I write separately to address the Court’s heavy reliance on one of the canons of interpretation that have come to play a prominent role in our statutory interpretation cases. Cataloged in a treatise written by our former colleague Antonin Scalia and Bryan A. Garner, counsel for respondents in this case, these canons are useful tools, but it is important to keep their limitations in mind. This may be especially true with respect to the particular canon at issue here, the “series-qualifier” canon.

Justice Alito notes that the use of this canon is limited. Indeed, he favorably cites Will Baude and Steve Sachs, who were skeptical of the “series-qualifier” canon:

As set out in Reading Law 147, this canon also applies when the modifier precedes the series of verbs or nouns. Some scholars have claimed that “nobody proposed [the series-qualifier] canon until Justice Scalia pioneered it” in Reading Law. Baude & Sachs, The Law of Interpretation, 130 Harv. L. Rev. 1079, 1125 (2017)

Justice Alito casts some doubt about whether Facebook’s reliance on the series-qualifier canon “generally reflects the most natural reading of a sentence.” Instead, Justice Alito would temper this canon with the “common understanding” of a phrase. This argument resemble Justice Alito’s approach to textualism in Bostock.

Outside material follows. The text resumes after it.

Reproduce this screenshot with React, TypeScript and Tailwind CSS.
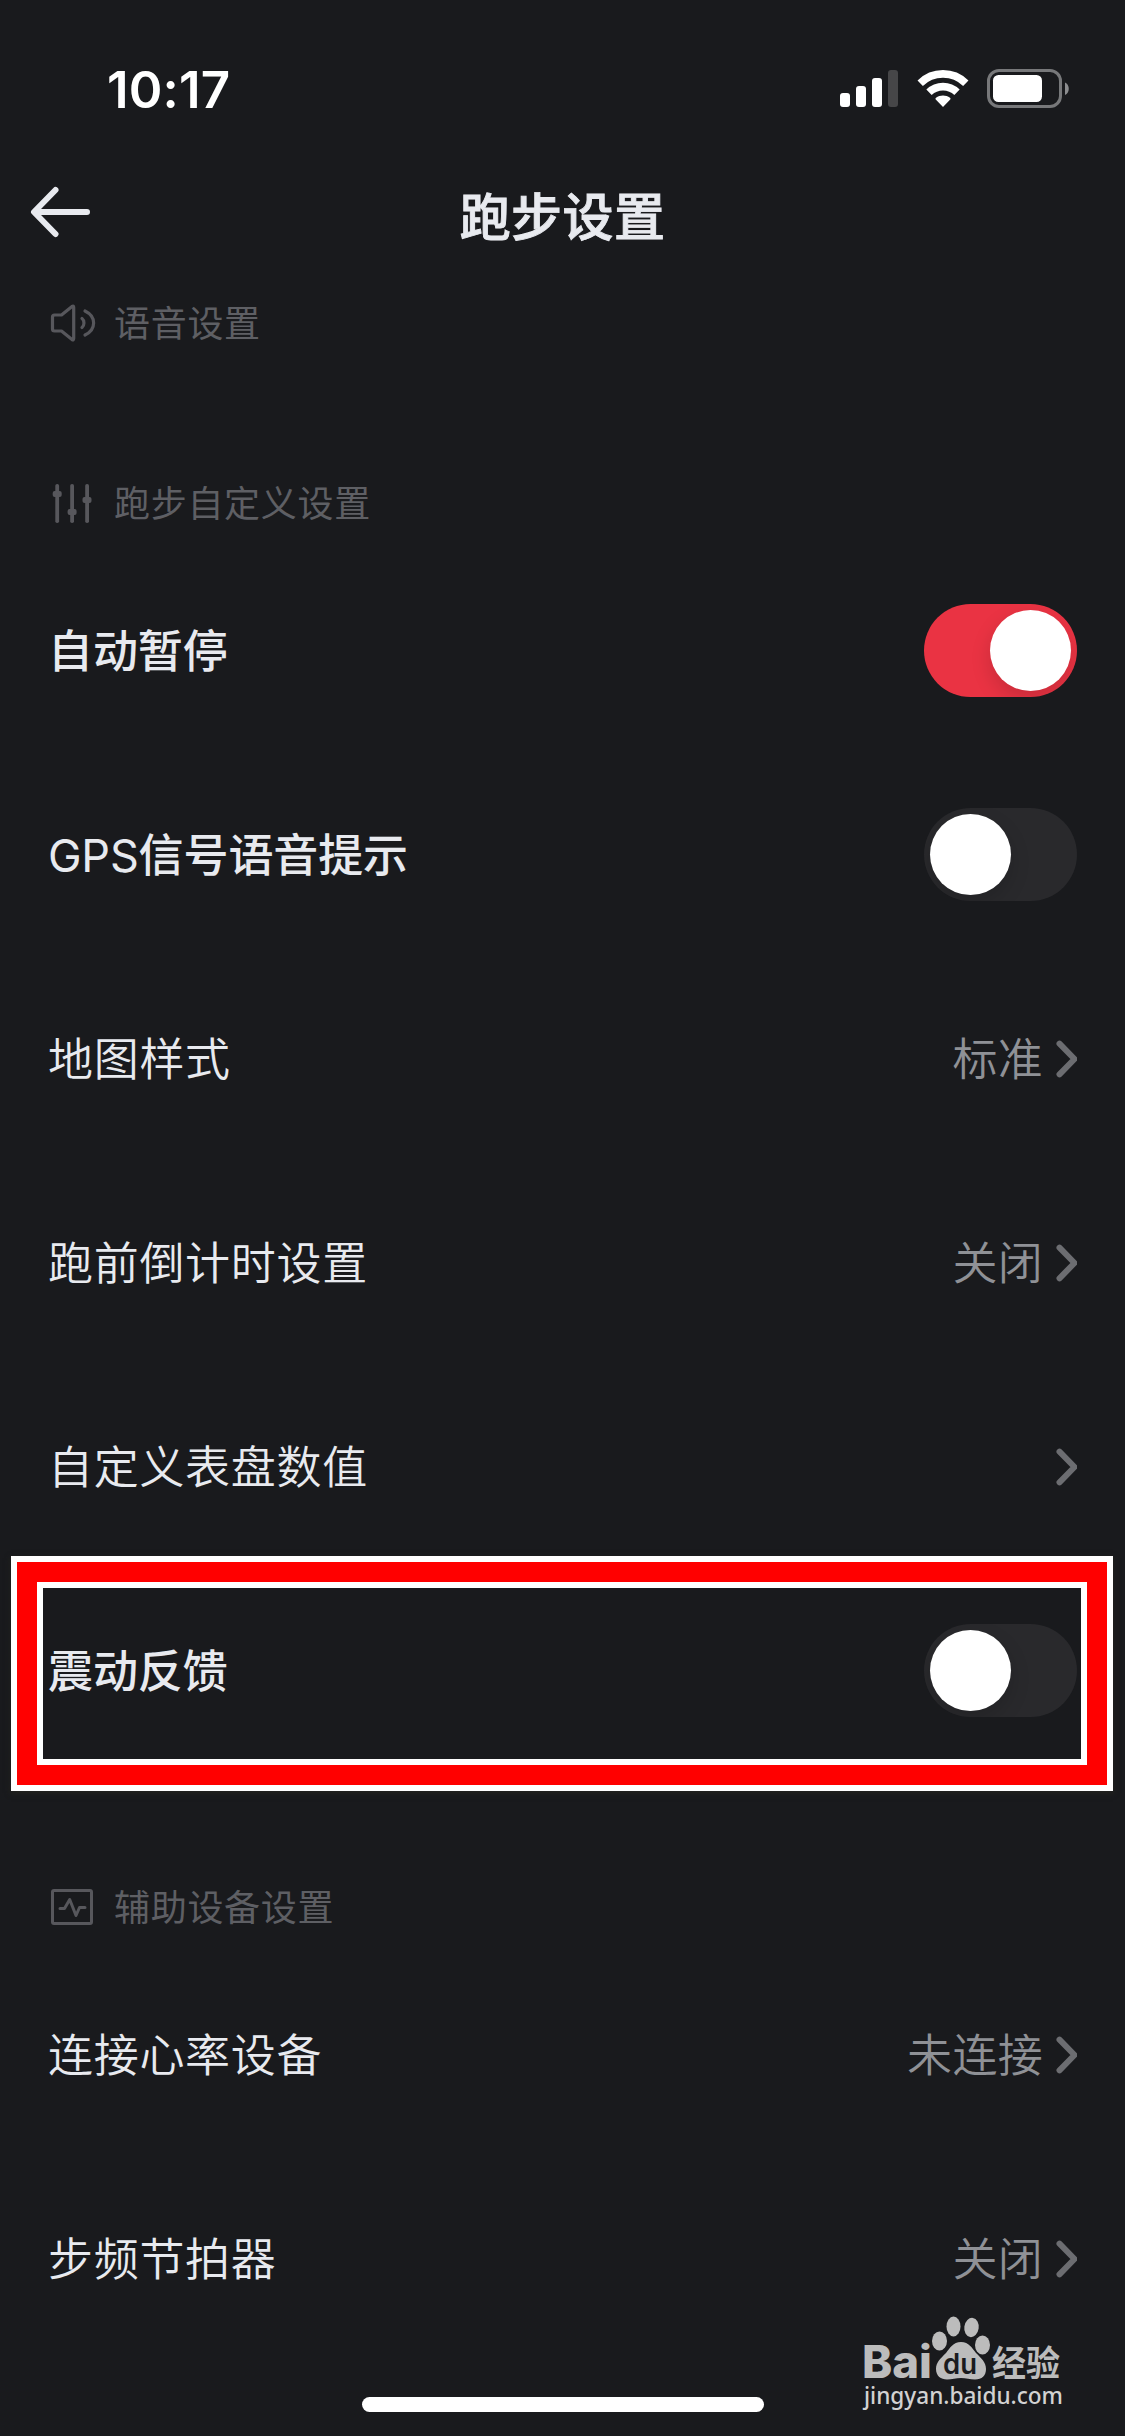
import type { ReactNode } from "react";

function StatusBar() {
  return (
    <div className="h-[147px] pl-[107px] pr-[55px] pt-[31px] flex items-center justify-between">
      <p className="text-white text-[51px] leading-none font-semibold tracking-[0.2px]">
        10:17
      </p>
      <div className="flex items-center">
        <svg width="58" height="38" viewBox="0 0 58 38" fill="#fff">
          <rect x="0" y="23" width="10" height="14" rx="3" />
          <rect x="16" y="16" width="10" height="21" rx="3" />
          <rect x="32" y="8" width="10" height="29" rx="3" />
          <rect x="48" y="0" width="10" height="37" rx="3" fill="#464648" />
        </svg>
        <svg
          className="ml-[19px]"
          width="52"
          height="38"
          viewBox="0 0 52 38"
          fill="none"
          stroke="#fff"
          strokeWidth="7.6"
        >
          <path d="M3.2 13.2a32.5 32.5 0 0 1 45.6 0" />
          <path d="M12 22.3a20 20 0 0 1 28 0" />
          <path
            d="M26 37l-7-7.2c-.7-.7-.7-1.4 0-2 4-3.2 10-3.2 14 0 .7.6.7 1.3 0 2z"
            fill="#fff"
            stroke="none"
          />
        </svg>
        <svg
          className="ml-[18px]"
          width="83"
          height="40"
          viewBox="0 0 83 40"
          fill="none"
        >
          <rect x="1.5" y="1.5" width="72" height="36" rx="10.5" stroke="#77787a" strokeWidth="3" />
          <rect x="6" y="6" width="49" height="27" rx="5.5" fill="#fff" />
          <path d="M78 13.5c5 2 5 10.5 0 12.5z" fill="#8c8d8f" />
        </svg>
      </div>
    </div>
  );
}

function NavBar() {
  return (
    <div className="h-[130px] px-[30px] grid grid-cols-[62px_1fr_62px] items-center">
      <svg
        width="62"
        height="52"
        viewBox="0 0 62 52"
        fill="none"
        stroke="#e8eaef"
        strokeWidth="6"
        strokeLinecap="round"
        strokeLinejoin="round"
      >
        <path d="M25.5 4L4 26l21.500 22M5 26h52" />
      </svg>
      <h1 className="text-[#e8eaef] text-[51px] leading-none font-medium text-center pt-2.5 tracking-[0.4px] [-webkit-text-stroke:0.9px_#e8eaef]">
        跑步设置
      </h1>
    </div>
  );
}

function SectionTitle({ icon, text }: { icon: ReactNode; text: string }) {
  return (
    <div className="h-[92px] pl-[50px] flex items-center text-[#5e5f64]">
      {icon}
      <h2 className="ml-[18px] pt-px text-[36px] leading-none tracking-[0.7px]">{text}</h2>
    </div>
  );
}

function SpeakerIcon() {
  return (
    <svg
      width="46"
      height="40"
      viewBox="0 0 46 40"
      fill="none"
      stroke="#57575c"
      strokeWidth="3.2"
      strokeLinecap="round"
      strokeLinejoin="round"
    >
      <path d="M4.500 12h7L22 3.500q1.700-1 1.700 1v31q0 2-1.700 1L11.500 28h-7q-2 0-2-2V14q0-2 2-2z" />
      <path d="M32 15.500c2.600 2 2.600 7 0 9M35 8c11.500 5.500 11.500 18.500 0 24" />
    </svg>
  );
}

function SlidersIcon() {
  return (
    <svg width="46" height="40" viewBox="0 0 46 40" fill="#57575c">
      <rect x="5.300" y="1" width="3.800" height="39" rx="1.800" />
      <rect x="20.200" y="1" width="3.800" height="39" rx="1.800" />
      <rect x="35.200" y="1" width="3.800" height="39" rx="1.800" />
      <rect x="2.700" y="8" width="9" height="6" rx="2" />
      <rect x="17.600" y="26" width="9" height="6" rx="2" />
      <rect x="32.500" y="14" width="9" height="6" rx="2" />
    </svg>
  );
}

function PulseIcon() {
  return (
    <svg
      width="46"
      height="40"
      viewBox="0 0 46 40"
      fill="none"
      stroke="#57575c"
      strokeWidth="3"
      strokeLinecap="round"
      strokeLinejoin="round"
    >
      <rect x="2.500" y="3.500" width="39" height="33" rx="1.500" />
      <path d="M10 21.500h4.500l5.200-9 6.300 16 3.500-8H35" />
    </svg>
  );
}

function Chevron() {
  return (
    <svg
      className="ml-2.5"
      width="24"
      height="38"
      viewBox="0 0 24 38"
      fill="none"
      stroke="#6c6d71"
      strokeWidth="6"
      strokeLinecap="round"
      strokeLinejoin="round"
    >
      <path d="M6.500 3.700L21.500 19 6.500 34.300" />
    </svg>
  );
}

function Toggle({ on }: { on?: boolean }) {
  return (
    <div
      className={
        on
          ? "w-[153px] h-[93px] mb-px rounded-full p-1.5 overflow-hidden flex justify-end bg-[#ea3343]"
          : "w-[153px] h-[93px] mb-px rounded-full p-1.5 overflow-hidden flex bg-[#29292c]"
      }
    >
      <div className="size-[81px] rounded-full bg-white shadow-[0_8px_20px_rgba(0,0,0,0.15)]"></div>
    </div>
  );
}

function Row({
  label,
  bold,
  children,
}: {
  label: string;
  bold?: boolean;
  children: ReactNode;
}) {
  return (
    <div className="h-[204px] pl-12 pr-12 flex items-center justify-between">
      <p
        className={
          bold
            ? "text-[#e8eaef] text-[45px] leading-none tracking-[-0.1px] font-medium"
            : "text-[#e8eaef] text-[45px] leading-none tracking-[0.7px] font-[350]"
        }
      >
        {label.startsWith("GPS") ? (
          <>
            <span className="font-normal tracking-[-0.2px]">GPS</span>
            {label.slice(3)}
          </>
        ) : (
          label
        )}
      </p>
      <div className="flex items-center text-[#8f9196] text-[45px] leading-none tracking-[0.3px] font-[350]">
        {children}
      </div>
    </div>
  );
}

function Watermark() {
  return (
    <div className="absolute left-[860px] top-[2312px]">
      <svg
        width="206"
        height="100"
        viewBox="0 0 206 100"
        fill="#bcbcbc"
        fontFamily="'Noto Sans CJK SC', sans-serif"
      >
        <text x="2" y="66" fontFamily="Inter, sans-serif" fontSize="45" fontWeight="800" textLength="70" lengthAdjust="spacingAndGlyphs">
          Bai
        </text>
        <ellipse cx="79.500" cy="29" rx="7.500" ry="9.500" />
        <ellipse cx="93.500" cy="14.500" rx="7" ry="10" />
        <ellipse cx="111.500" cy="15.500" rx="7.200" ry="9.700" transform="rotate(8 111.5 15.5)" />
        <ellipse cx="122.500" cy="33" rx="7.500" ry="9.500" />
        <path d="M101 30c-8 0-11 6-15 11-5 5-10 9-10 16 0 7 5 10.500 11 10.500 5 0 9-1.500 14-1.500s9 1.500 14 1.500c7 0 11-4 11-10.500 0-7-5-11-10-16-4-5-7-11-15-11z" />
        <text x="83" y="62" fontFamily="Inter, sans-serif" fontSize="28" fontWeight="600" fill="#1a1b1e" textLength="34" lengthAdjust="spacingAndGlyphs">
          du
        </text>
        <text x="132" y="64" fontSize="35" fontWeight="700" textLength="68" lengthAdjust="spacingAndGlyphs">
          经验
        </text>
        <text x="4" y="92" fontFamily="'Noto Sans', sans-serif" fontSize="23" fontWeight="500" fill="#d2d2d2" textLength="199" lengthAdjust="spacingAndGlyphs">
          jingyan.baidu.com
        </text>
      </svg>
    </div>
  );
}

export default function App() {
  return (
    <div className="relative w-[1125px] h-[2436px] overflow-hidden bg-[#191a1d] font-[Inter,'Noto_Sans_CJK_SC',sans-serif]">
      <StatusBar />
      <NavBar />

      <div className="flex flex-col gap-[88px]">
        <SectionTitle icon={<SpeakerIcon />} text="语音设置" />

        <div>
          <SectionTitle icon={<SlidersIcon />} text="跑步自定义设置" />
          <Row label="自动暂停" bold>
            <Toggle on />
          </Row>
          <Row label="GPS信号语音提示" bold>
            <Toggle />
          </Row>
          <Row label="地图样式">
            标准
            <Chevron />
          </Row>
          <Row label="跑前倒计时设置">
            关闭
            <Chevron />
          </Row>
          <Row label="自定义表盘数值">
            <Chevron />
          </Row>
          <Row label="震动反馈" bold>
            <Toggle />
          </Row>
        </div>

        <div>
          <SectionTitle icon={<PulseIcon />} text="辅助设备设置" />
          <Row label="连接心率设备">
            未连接
            <Chevron />
          </Row>
          <Row label="步频节拍器">
            关闭
            <Chevron />
          </Row>
        </div>
      </div>

      {/* highlight frame around the vibration row */}
      <div className="absolute left-[11px] top-[1556px] w-[1102px] h-[235px] border-6 border-white shadow-[0_2px_6px_#24241f]">
        <div className="size-full border-20 border-[#ff0000]">
          <div className="size-full border-6 border-white"></div>
        </div>
      </div>

      <Watermark />
      <div className="absolute left-[362px] top-[2397px] w-[402px] h-[15px] rounded-full bg-white"></div>
    </div>
  );
}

Next, Justice Alito urges corpus linguistics scholars to investigate the “strength and validity” of canons:

The strength and validity of an interpretive canon is an empirical question, and perhaps someday it will be possible to evaluate these canons by conducting what is called a corpus linguistics analysis, that is, an analysis of how particular combinations of words are used in a vast database of English prose. See generally Lee & Mouritsen, Judging Ordinary Meaning, 127 Yale L. J. 788 (2018). If the series-qualifier canon were analyzed in this way, I suspect we would find that series qualifiers sometimes modify all the nouns or verbs in a list and sometimes modify just the last noun or verb. It would be interesting to see if the percentage of sentences in the first category is high enough to justify the canon. But no matter how the sentences with the relevant structure broke down, it would be surprising if “the sense of the matter” did not readily reveal the meaning in the great majority of cases.

I hope scholars take up Justice Alito’s assignment. And they can even use “homework-help websites” like COFEA!

Finally, Justice Alito casts some doubt on this, and other canons:

To the extent that interpretive canons accurately describe how the English language is generally used, they are useful tools. But they are not inflexible rules. Appellate judges spend virtually every working hour speaking, listening to, reading, or writing English prose. Statutes are written in English prose, and interpretation is not a technical exercise to be carried out by mechanically applying a set of arcane rules. Canons of interpretation can help in figuring out the meaning of troublesome statutory language, but if they are treated like rigid rules, they can lead us astray. When this Court describes canons as rules or quotes canons while omitting their caveats and limitations, we only encourage the lower courts to relegate statutory interpretation to a series of if-then computations. No reasonable reader interprets texts that way.

I suspect this case suffered from the Bostock hangover.

Justice Sotomayor responds to Justice Alito in a footnote:

Linguistic canons are tools of statutory interpretation whose usefulness depends on the particular statutory text and context at issue. That may be all JUSTICE ALITO seeks to prove with his discussion and list of “sentences that clearly go against the canon,” post, at 3. (That the grammatical structure of every example he provides is materially dissimilar from that of the clause at issue in this case proves the point.) But to the extent that he suggests that such canons have no role to play in statutory interpretation, or that resolving difficult interpretive questions is a simple matter of applying the “common understanding” of those “familiar with the English language,” post, at 2–3, we disagree. Difficult ambiguities in statutory text will inevitably arise, despite the best efforts of legislators writing in “English prose,” post, at 4. Courts should approach these interpretive problems methodically, using traditional tools of statutory interpretation, in order to confirm their assumptions about the “common understanding” of words.

I’m surprised that Justices Thomas joined this footnote.

One final note. Bryan Garner argued this case. He lost, unanimously. And the Court rejected Garner’s argument based on the “rule of the last antecedent” and the “distributive canon.” Yet, the Court and the concurrence cited Garner’s writings with Justice Scalia to support the opposite side. Paul Clement, a former Scalia clerk, notched another unanimous victory.